Ex-cadet's lawsuit against federal attorney general settled

The attorney general of Canada has settled out of court with a Saint John man who was sexually abused as a air cadet in the 1980s, but a second lawsuit is still slated to go to trial in Nova Scotia in December.

Saint John man's negligence suit over sex abuse at hands of officer settled out of court

A former Saint John air cadet's lawsuit against the federal government over sexual abuse he suffered in the 1980s has been settled out of court.

Lt. Edward O'Leary, who served as an adult officer with the 527 Simonds Squadron Air Cadets in Saint John, was convicted of sexual offences involving cadets in 1989. (Air Cadet League of New Brunswick)
Details about the settlement between the former cadet, known only as RJM, and the attorney general of Canada are confidential, including financial damages to be paid.

As is typical in out-of-court settlements, there is no formal acceptance of responsibility.

RJM, who is now in his 40s, was suing for unspecified financial damages for being sexually abused by Lt. Edward O'Leary, who served as an adult officer with the 527 Simonds Squadron Air Cadets in the 1980s.

​O'Leary was convicted in 1989 for "touching for a sexual purpose three persons … over whom he was in a position of trust or authority and sexually assaulting one unnamed young person."

Court records indicate O'Leary enticed cadets to come to his home to hang out, play Dungeons and Dragons and to sometimes stay overnight.

RJM, who was 16 years old at the time of the abuse, had alleged negligence by the attorney general for inadequate screening and supervision of O'Leary.

A second lawsuit involving another former Saint John cadet is still making its way through the courts in Nova Scotia, according to Halifax-based lawyer Ali Raja, who is representing both men.

The negligence suit against the attorney general of Canada was scheduled to be heard in Saint John court on July 16, but a confidential settlement was reached. (CBC)
A trial is scheduled for December, but Raja says the settlement may indicate a willingness on the part of the federal government to resolve the outstanding case as well.
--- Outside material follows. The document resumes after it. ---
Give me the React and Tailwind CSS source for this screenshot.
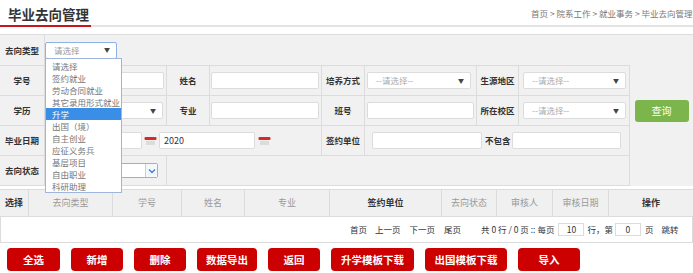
import React from "react";

const Arrow = () => <span className="text-[6px] text-[#444] leading-none">▼</span>;

const Input = ({ className = "", children }) => (
  <div className={"h-[17px] bg-white border border-[#dcdcdc] rounded-[2px] flex items-center text-[9px] text-[#333] " + className}>{children}</div>
);

const Sel = ({ className = "", text }) => (
  <div className={"h-[17px] bg-white border border-[#dcdcdc] rounded-[2px] flex items-center justify-between pl-[8px] pr-[6px] text-[8.5px] text-[#aaa] " + className}>
    <span>{text}</span>
    <Arrow />
  </div>
);

const Cal = () => (
  <svg width="13" height="11" viewBox="0 0 13 11" className="shrink-0">
    <rect x="0.5" y="2" width="12" height="3" rx="1" fill="#d42a2a" />
    <rect x="2" y="6.5" width="9" height="1" fill="#c8c8c8" />
    <rect x="2" y="8.5" width="9" height="1" fill="#c8c8c8" />
  </svg>
);

const Label = ({ children, className = "" }) => (
  <div className={"flex items-center justify-center border-r border-b border-[#dcdcdc] text-[8.5px] font-bold text-[#333] " + className}>{children}</div>
);

const Cell = ({ children, className = "" }) => (
  <div className={"flex items-center border-r border-b border-[#dcdcdc] " + className}>{children}</div>
);

const items = ["请选择", "签约就业", "劳动合同就业", "其它录用形式就业", "升学", "出国（境）", "自主创业", "应征义务兵", "基层项目", "自由职业", "科研助理"];

const cols = [
  ["选择", 29, true],
  ["去向类型", 84, false],
  ["学号", 69, false],
  ["姓名", 63, false],
  ["专业", 85, false],
  ["签约单位", 112, true],
  ["去向状态", 55, false],
  ["审核人", 56, false],
  ["审核日期", 56, false],
  ["操作", 84, true],
];

const buttons = [
  ["全选", 53],
  ["新增", 52],
  ["删除", 52],
  ["数据导出", 60],
  ["返回", 52],
  ["升学模板下载", 83],
  ["出国模板下载", 82],
  ["导入", 62],
];

export default function App() {
  return (
    <div className="w-[693px] h-[273px] overflow-hidden bg-white font-['Noto_Sans_CJK_SC',sans-serif]">
      {/* header */}
      <div className="h-[27px] flex items-end border-b-2 border-[#e3e3e3]">
        <div className="w-[531px] shrink-0 h-full">
          <div className="w-[91px] h-[27px] border-b-2 border-[#c8161d] pl-[8px] pt-[6px] text-[13.5px] leading-[17px] font-bold text-[#333] whitespace-nowrap">
            毕业去向管理
          </div>
        </div>
        <div className="self-center whitespace-nowrap text-[8.5px] text-[#777] pt-[2px]">
          首页 &gt; 院系工作 &gt; 就业事务 &gt; 毕业去向管理
        </div>
      </div>

      {/* form */}
      <div className="mt-[7px] flex bg-[#f1f1f1] border-t border-[#dcdcdc] h-[152px]">
        <div className="relative w-[630px] grid grid-cols-[45px_122px_43px_112px_43px_112px_42px_111px] grid-rows-[31px_30px_30px_30px_30px]">
          {/* row 1 */}
          <Label>去向类型</Label>
          <Cell className="col-span-7 border-r-0">
            <div className="h-[17px] w-[72px] bg-white border border-[#8ab3e8] rounded-[2px] flex items-center justify-between pl-[8px] pr-[6px] text-[8.5px] text-[#999]">
              <span>请选择</span>
              <Arrow />
            </div>
          </Cell>
          {/* row 2 */}
          <Label>学号</Label>
          <Cell className="pl-[3px]"><Input className="w-[116px]" /></Cell>
          <Label>姓名</Label>
          <Cell className="pl-[1px]"><Input className="w-[108px]" /></Cell>
          <Label>培养方式</Label>
          <Cell className="pl-[2px]"><Sel className="w-[104px]" text="--请选择--" /></Cell>
          <Label>生源地区</Label>
          <Cell className="pl-[4px]"><Sel className="w-[103px]" text="--请选择--" /></Cell>
          {/* row 3 */}
          <Label>学历</Label>
          <Cell className="pl-[3px]"><Sel className="w-[115px]" text="" /></Cell>
          <Label>专业</Label>
          <Cell className="pl-[1px]"><Input className="w-[108px]" /></Cell>
          <Label>班号</Label>
          <Cell className="pl-[2px]"><Input className="w-[107px]" /></Cell>
          <Label>所在校区</Label>
          <Cell className="pl-[4px]"><Sel className="w-[103px]" text="--请选择--" /></Cell>
          {/* row 4 */}
          <Label>毕业日期</Label>
          <Cell className="col-span-3 pl-[3px]">
            <Input className="w-[94px]" />
            <div className="ml-[2px] mr-[2px]"><Cal /></div>
            <Input className="w-[96px] pl-[4px]">2020</Input>
            <div className="ml-[3px]"><Cal /></div>
          </Cell>
          <Label>签约单位</Label>
          <Cell className="col-span-3 pl-[7px]">
            <Input className="w-[110px]" />
            <span className="ml-[3px] mr-[1px] text-[8.5px] font-bold text-[#333] whitespace-nowrap">不包含</span>
            <Input className="w-[109px]" />
          </Cell>
          {/* row 5 */}
          <Label>去向状态</Label>
          <Cell className="pl-[3px]">
            <div className="h-[15px] w-[110px] bg-white border border-[#8ab3e8] rounded-[2px] flex items-center justify-end">
              <div className="h-full w-[12px] border-l border-[#b9d0ef] bg-[#f4f8fd] flex items-center justify-center">
                <svg width="8" height="6" viewBox="0 0 8 6"><path d="M1 1.5 L4 4.5 L7 1.5" stroke="#3d7fd6" strokeWidth="1.4" fill="none" /></svg>
              </div>
            </div>
          </Cell>
          <Cell className="col-span-6" />

          {/* dropdown list */}
          <div className="absolute left-[45px] top-[23px] w-[77px] bg-white border border-[#9fb6dc] pt-[1px] z-10">
            {items.map((t) => (
              <div
                key={t}
                className={
                  "h-[12px] leading-[12px] pl-[6px] text-[8.5px] whitespace-nowrap " +
                  (t === "升学" ? "bg-[#3a8ee6] text-white" : "text-[#777]")
                }
              >
                {t}
              </div>
            ))}
          </div>
        </div>
        <div className="flex-1 flex items-center justify-center">
          <div className="w-[54px] h-[22px] rounded-[3px] bg-[#7cb54c] text-white text-[10px] flex items-center justify-center">
            查询
          </div>
        </div>
      </div>

      {/* table */}
      <div className="mt-[3px] flex h-[28px] bg-[#f0f0f0] border-y border-[#dcdcdc]">
        {cols.map(([t, w, b], i) => (
          <div
            key={t}
            style={{ width: w }}
            className={
              "shrink-0 flex items-center justify-center text-[9px] " +
              (i < cols.length - 1 ? "border-r border-[#dcdcdc] " : "") +
              (b ? "font-bold text-[#333]" : "text-[#999]")
            }
          >
            {t}
          </div>
        ))}
      </div>
      <div className="h-[26px] flex items-center border-b border-x border-[#dcdcdc] pl-[349px] text-[8.5px] text-[#333] whitespace-nowrap">
        <span>首页</span>
        <span className="ml-[8px]">上一页</span>
        <span className="ml-[9px]">下一页</span>
        <span className="ml-[9px]">尾页</span>
        <span className="ml-[20px]">共 0 行 / 0 页 :: 每页</span>
        <div className="ml-[4px] w-[26px] h-[13px] bg-white border border-[#dcdcdc] flex items-center justify-center">10</div>
        <span className="ml-[3px]">行，第</span>
        <div className="ml-[2px] w-[26px] h-[13px] bg-white border border-[#dcdcdc] flex items-center justify-center">0</div>
        <span className="ml-[4px]">页</span>
        <span className="ml-[8px]">跳转</span>
      </div>

      {/* buttons */}
      <div className="mt-[5px] flex gap-[11px] pl-[7px]">
        {buttons.map(([t, w]) => (
          <div
            key={t}
            style={{ width: w }}
            className="h-[23px] rounded-[4px] bg-[#cc0000] text-white text-[10.5px] font-bold flex items-center justify-center"
          >
            {t}
          </div>
        ))}
      </div>
    </div>
  );
}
The settlement with RJM comes after a failed attempt by lawyers for the attorney general's office to have the case dismissed.

They had argued in the Court of Queen's Bench that the assaults did not occur during "cadet time," but rather after hours at O'Leary's home.
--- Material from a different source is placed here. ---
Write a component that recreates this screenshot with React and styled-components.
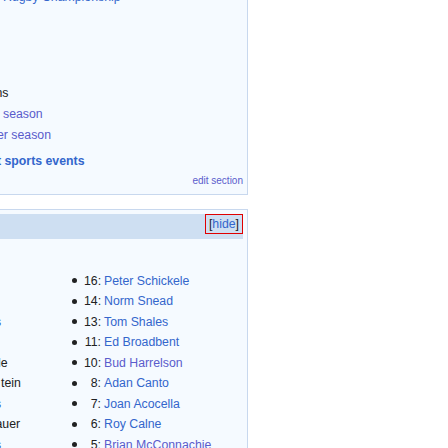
import React from 'react';
import styled, { createGlobalStyle } from 'styled-components';

const GlobalStyle = createGlobalStyle`
  html, body { margin: 0; padding: 0; background: #fff; overflow: hidden; }
  body {
    font-family: "Liberation Sans", Arial, sans-serif;
    font-size: 12.3px;
    color: #202122;
  }
`;

const Page = styled.div`
  width: 448px;
  height: 448px;
  overflow: hidden;
  background: #fff;
`;

const Panel = styled.section`
  width: 248px;
  box-sizing: border-box;
  background: #f5faff;
  border: 1px solid #c8d8ee;
  border-left: none;
  margin-top: ${p => p.$offset}px;
  padding: ${p => p.$pad};
`;

const Line = styled.div`
  height: ${p => p.$h || 21}px;
  line-height: ${p => p.$h || 21}px;
  white-space: nowrap;
  padding-left: ${p => p.$indent || 0}px;
  margin-top: ${p => p.$gap || 0}px;
  font-weight: ${p => (p.$bold ? 700 : 400)};
`;

const Clip = styled.span`
  margin-left: -${p => p.$cut || 0}px;
`;

const Link = styled.a`
  color: ${p => (p.$visited ? '#5a5ccc' : '#3366cc')};
  text-decoration: none;
`;

const EditLine = styled.div`
  margin-top: 2.5px;
  font-size: 10px;
  line-height: 14px;
  text-align: right;
  white-space: nowrap;
`;

const TitleBar = styled.div`
  height: 25px;
  background: #cedff2;
  display: flex;
  justify-content: flex-end;
  align-items: flex-start;
`;

const HideToggle = styled.span`
  box-sizing: border-box;
  height: 20px;
  line-height: 18px;
  padding: 0 3px;
  border: 1px solid #e00000;
  color: #202122;
`;

const ListArea = styled.div`
  display: flex;
  margin-top: 31.5px;
`;

const LeftColumn = styled.ul`
  list-style: none;
  margin: 0;
  padding: 0;
  width: 72px;
  flex: none;
`;

const LeftItem = styled.li`
  height: 20.5px;
  line-height: 20.5px;
  white-space: nowrap;
  padding-left: ${p => p.$indent || 0}px;
`;

const RightColumn = styled.ul`
  list-style: none;
  margin: 0;
  padding: 0;
`;

const Item = styled.li`
  display: flex;
  align-items: center;
  height: 20.5px;
  line-height: 20.5px;
  white-space: nowrap;
`;

const Bullet = styled.span`
  width: 5px;
  height: 5px;
  border-radius: 50%;
  background: #202122;
  flex: none;
`;

const Num = styled.span`
  width: 17px;
  margin-left: 7px;
  text-align: right;
  flex: none;
`;

const Name = styled(Link)`
  margin-left: 3px;
`;

const leftItems = [
  null,
  null,
  { text: 's', cut: 5, link: true },
  null,
  { text: 'le', cut: 2 },
  { text: 'tein', indent: 1 },
  { text: 's', cut: 5, link: true },
  { text: 'auer', cut: 4.5 },
  { text: 's', cut: 5, link: true },
];

const people = [
  ['16', 'Peter Schickele'],
  ['14', 'Norm Snead'],
  ['13', 'Tom Shales'],
  ['11', 'Ed Broadbent'],
  ['10', 'Bud Harrelson', true],
  ['8', 'Adan Canto'],
  ['7', 'Joan Acocella'],
  ['6', 'Roy Calne'],
  ['5', 'Brian McConnachie', true],
];

export default function App() {
  return (
    <Page>
      <GlobalStyle />
      <Panel $offset={-15} $pad="0 4px 6px 0">
        <Line $h={22} $indent={3}>
          <Link>Rugby Championship</Link>
        </Line>
        <Line $gap={74.5}>
          <Clip $cut={4.5}>ns</Clip>
        </Line>
        <Line $indent={3}>
          <Link $visited>season</Link>
        </Line>
        <Line>
          <Clip $cut={3}>
            <Link $visited>er season</Link>
          </Clip>
        </Line>
        <Line $gap={5} $bold>
          <Clip $cut={3}>
            <Link>t sports events</Link>
          </Clip>
        </Line>
        <EditLine>
          <Link $visited>edit section</Link>
        </EditLine>
      </Panel>
      <Panel $offset={14} $pad="4px 4px 0 0">
        <TitleBar>
          <HideToggle>
            [<Link>hide</Link>]
          </HideToggle>
        </TitleBar>
        <ListArea>
          <LeftColumn>
            {leftItems.map((it, i) => (
              <LeftItem key={i} $indent={it && it.indent}>
                {it &&
                  (it.link ? (
                    <Clip $cut={it.cut}>
                      <Link>{it.text}</Link>
                    </Clip>
                  ) : (
                    <Clip $cut={it.cut}>{it.text}</Clip>
                  ))}
              </LeftItem>
            ))}
          </LeftColumn>
          <RightColumn>
            {people.map(([n, name, visited]) => (
              <Item key={name}>
                <Bullet />
                <Num>{n}:</Num>
                <Name $visited={visited}>{name}</Name>
              </Item>
            ))}
          </RightColumn>
        </ListArea>
      </Panel>
    </Page>
  );
}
But Justice Hugh McClellan rejected the motion to dismiss the case.

"After considering the principles that are summarized in those cases and the circumstances here, it seems to me that there are real issues for trial in this case," McLellan stated in his May decision. "In my view, there is some merit to the Plaintiff’s action and there is much more than what has been called the `germ' of a cause of action."
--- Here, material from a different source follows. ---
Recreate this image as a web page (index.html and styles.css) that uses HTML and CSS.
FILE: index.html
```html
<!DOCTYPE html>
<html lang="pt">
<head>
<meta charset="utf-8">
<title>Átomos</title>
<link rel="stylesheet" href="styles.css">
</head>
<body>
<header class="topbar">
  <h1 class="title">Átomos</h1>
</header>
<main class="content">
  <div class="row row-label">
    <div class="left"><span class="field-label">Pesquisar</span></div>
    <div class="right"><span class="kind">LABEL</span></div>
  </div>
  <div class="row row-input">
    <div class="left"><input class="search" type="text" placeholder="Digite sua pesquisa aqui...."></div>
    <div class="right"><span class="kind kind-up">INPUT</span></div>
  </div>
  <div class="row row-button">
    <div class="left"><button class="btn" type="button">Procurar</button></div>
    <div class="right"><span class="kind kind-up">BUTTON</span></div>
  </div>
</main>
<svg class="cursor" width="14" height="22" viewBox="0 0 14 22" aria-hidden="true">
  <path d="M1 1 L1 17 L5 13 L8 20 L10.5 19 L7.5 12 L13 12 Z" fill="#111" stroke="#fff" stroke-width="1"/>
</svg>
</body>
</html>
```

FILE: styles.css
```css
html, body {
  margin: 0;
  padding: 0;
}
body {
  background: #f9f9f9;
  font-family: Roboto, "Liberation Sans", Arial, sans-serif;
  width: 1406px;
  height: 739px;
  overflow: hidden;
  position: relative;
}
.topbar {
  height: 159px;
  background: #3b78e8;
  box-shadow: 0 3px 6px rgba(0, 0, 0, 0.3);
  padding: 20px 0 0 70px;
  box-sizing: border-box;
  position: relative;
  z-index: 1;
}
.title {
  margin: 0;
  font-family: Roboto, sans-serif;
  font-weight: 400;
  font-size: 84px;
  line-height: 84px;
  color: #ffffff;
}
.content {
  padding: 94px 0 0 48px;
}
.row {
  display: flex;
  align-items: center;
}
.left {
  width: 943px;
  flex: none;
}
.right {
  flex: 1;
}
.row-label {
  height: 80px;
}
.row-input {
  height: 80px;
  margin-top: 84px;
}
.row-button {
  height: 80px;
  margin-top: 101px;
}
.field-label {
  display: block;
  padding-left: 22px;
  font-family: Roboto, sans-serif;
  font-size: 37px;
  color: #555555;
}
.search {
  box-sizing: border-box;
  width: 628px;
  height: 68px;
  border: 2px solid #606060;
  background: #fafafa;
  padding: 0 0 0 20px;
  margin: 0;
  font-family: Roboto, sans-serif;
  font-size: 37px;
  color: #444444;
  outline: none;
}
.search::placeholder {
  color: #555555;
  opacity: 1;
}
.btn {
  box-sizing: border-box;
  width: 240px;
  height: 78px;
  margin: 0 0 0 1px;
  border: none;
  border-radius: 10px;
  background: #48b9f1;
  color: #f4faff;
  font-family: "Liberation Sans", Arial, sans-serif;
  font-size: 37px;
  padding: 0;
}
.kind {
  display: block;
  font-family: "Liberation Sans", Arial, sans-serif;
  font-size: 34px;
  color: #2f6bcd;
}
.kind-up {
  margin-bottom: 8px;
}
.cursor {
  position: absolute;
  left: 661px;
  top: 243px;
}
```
The matter was slated to go to trial on July 16, but the lawyers met before the court date and quietly reached a settlement.

In his statement of claim, RJM had argued his career and quality of life have been "detrimentally impacted by the long-term effects of this assault including psychological injury."

He was seeking general damages for loss of enjoyment of life, pain and suffering; general damages for loss of earning capacity; aggravated damages; punitive damages; legal costs and disbursement; prejudgment interest; and any other relief the court deemed appropriate.